Run user_exp.py script
You can use the following scripts to create a config.yaml file with the necessary configurations.
- For Azure Storage:
cron_job: #true/false
run_as: #pyspark/python
source_config:
config_path: #path to the config.share file
tables:
- '' # table name if you want to download a specific table. Leave it empty if you want to download all tables
source_type: delta_share
target_config:
auth_type: service_principal
client_id: #client_id
secret_id: #secret_id
storage_account: #storage-account name
storage_path: #<container>@<storage-account>.dfs.core.windows.net/<directory>
tenant_id: #tenant_id
target_type: azure_storage
- For MSSQL DB:
cron_job: #true/false
run_as: #pyspark/python
source_config:
config_path: #path to the config.share file
tables:
- '' # table name if you want to download a specific table. Leave it empty if you want to download all tables
source_type: delta_share
target_config:
database: #target database
host: #target hostname:port
password: #password
schema: #target schema (default to procore_analytics)
username: #username
target_type: sql_server
Run as PySpark
If your environment is already set up with Spark, choose the 'pyspark' option when requested or once the 'config.yaml' is generated, you can run the following commands to download the reports to the data directory.

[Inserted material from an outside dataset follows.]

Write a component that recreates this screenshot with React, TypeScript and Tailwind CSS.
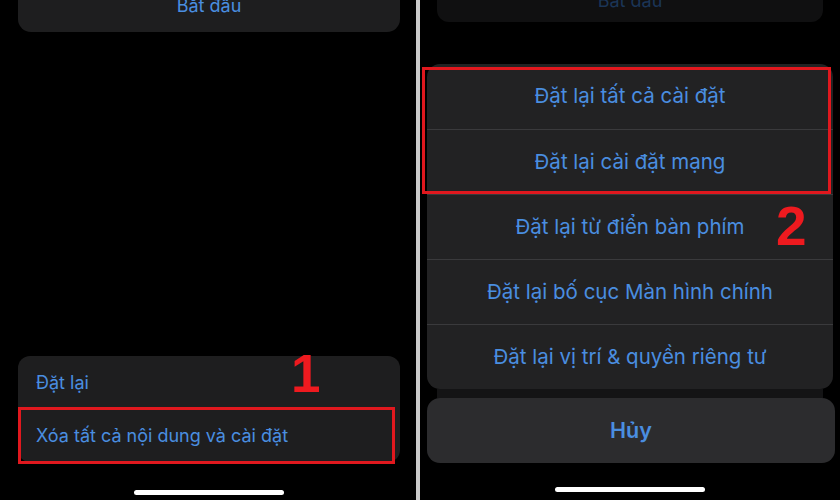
const font = { fontFamily: "Inter, 'Noto Sans', sans-serif" };

function HomeBar() {
  return <div className="h-[5px] w-[150px] rounded-full bg-white" />;
}

function LeftScreen() {
  return (
    <div className="flex h-full w-[418px] flex-col bg-black pl-[18px] pr-[16px]">
      <div className="flex h-[32px] items-end justify-center overflow-hidden rounded-b-[13px] bg-[#1e1e1f] pb-[15px]">
        <span className="text-[18px] leading-[22px] text-[#4a8ee0]">Bắt đầu</span>
      </div>
      <div className="flex-1" />
      <div className="relative flex h-[106px] flex-col rounded-[12px] bg-[#1e1e1f] text-[18px] text-[#4a8ee0]">
        <div className="flex h-[52px] items-center px-[18px]">Đặt lại</div>
        <div className="mx-[18px] h-px bg-[#333]" />
        <div className="flex flex-1 items-center px-[18px]">Xóa tất cả nội dung và cài đặt</div>
        <div className="absolute left-0 right-[5px] top-[51px] h-[57px] border-[3px] border-[#e0181e]" />
        <span
          className="absolute left-[273px] top-[-9px] text-[53px] font-bold leading-none text-[#ee1a1f]"
          style={{ fontFamily: "'Liberation Sans', Arial, sans-serif" }}
        >
          1
        </span>
      </div>
      <div className="flex h-[38px] justify-center pt-[28px]">
        <HomeBar />
      </div>
    </div>
  );
}

const actions = [
  "Đặt lại tất cả cài đặt",
  "Đặt lại cài đặt mạng",
  "Đặt lại từ điển bàn phím",
  "Đặt lại bố cục Màn hình chính",
  "Đặt lại vị trí & quyền riêng tư",
];

function RightScreen() {
  return (
    <div className="flex h-full flex-1 flex-col bg-black">
      <div className="mx-[17px] flex h-[22px] w-[386px] items-end justify-center overflow-hidden rounded-b-[12px] bg-[#101011] pb-[10px]">
        <span className="text-[18px] leading-[22px] text-[#1b3557]">Bắt đầu</span>
      </div>
      <div className="h-[42px]" />
      <div className="relative mx-[7px] flex flex-col rounded-[13px] bg-[#222223] text-[20.5px] text-[#4a8ee0]">
        {actions.map((a, i) => (
          <div
            key={a}
            className={`flex h-[65px] items-center justify-center ${i > 0 ? "border-t border-[#3a3a3c]" : ""}`}
          >
            {a}
          </div>
        ))}
        <div className="absolute left-[-5px] right-[2px] top-[3px] h-[127px] border-[3px] border-[#e0181e]" />
        <span
          className="absolute left-[349px] top-[135px] text-[55px] font-bold leading-none text-[#ee1a1f]"
          style={{ fontFamily: "'Liberation Sans', Arial, sans-serif" }}
        >
          2
        </span>
      </div>
      <div className="mx-[17px] h-[9px] bg-[#141415]" />
      <div className="ml-[7px] mr-[5px] flex h-[65px] items-center justify-center rounded-[13px] bg-[#2c2c2e] text-[21.5px] font-semibold text-[#4a8ee0]">
        Hủy
      </div>
      <div className="flex flex-1 justify-center pt-[24px]">
        <HomeBar />
      </div>
    </div>
  );
}

export default function App() {
  return (
    <div className="flex h-[500px] w-[840px] overflow-hidden bg-black" style={font}>
      <LeftScreen />
      <div className="h-full w-[4px] bg-[#cacaca]" />
      <RightScreen />
    </div>
  );
}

- For Writing to ADLS Gen2 Storage:
spark-submit --packages io.delta:delta-sharing-spark_2.12:3.1.0,org.apache.hadoop:hadoop-azure:3.4.0,com.microsoft.azure:azure-storage:8.6.6,org.apache.hadoop:hadoop-common:3.4.0 --exclude-packages com.sun.xml.bind:jaxb-impl delta_share_to_sql_spark.py - For Writing to MSSQL DB:
spark-submit --packages io.delta:delta-sharing-spark_2.12:3.1.0 --jars <Location of mssql-jdbc jar> delta_share_to_sql_spark.py
Run as Python
- From the command line, navigate to the folder by entering “cd <path to the folder>” command.
- Install required packages using “pip install -r requirements.txt” or “python -m pip install -r requirements.txt”.
- Open SSIS and create a new project.
- From the SSIS Toolbox drag and drop Execute Process Task.
- Double click Execute Process Task.
- Go to the Process tab.
- Next to Executable, enter the path to python.exe in the Python installation folder.
- In WorkingDirectory, enter the path to the folder containing the script you want to execute (without the script file name).
- In Arguments, enter the name of the script delta_share_to_azure_panda.py you want to execute with the .py extension and click Save.
- Click Start in the top ribbon menu.
- During the execution of the task, the output of the Python console is displayed in the external console window.
- Once the task is done it will display a checkmark.
Choose Your Own Method
Delta Sharing is an open protocol for secure data sharing. You can find the public GitHub repository for Delta Sharing at https://github.com/delta-io/delta-sharing. The repository includes examples and documentation for accessing shared data using various languages such as Python and Spark Connector (SQL, Python, Scala, Java, R).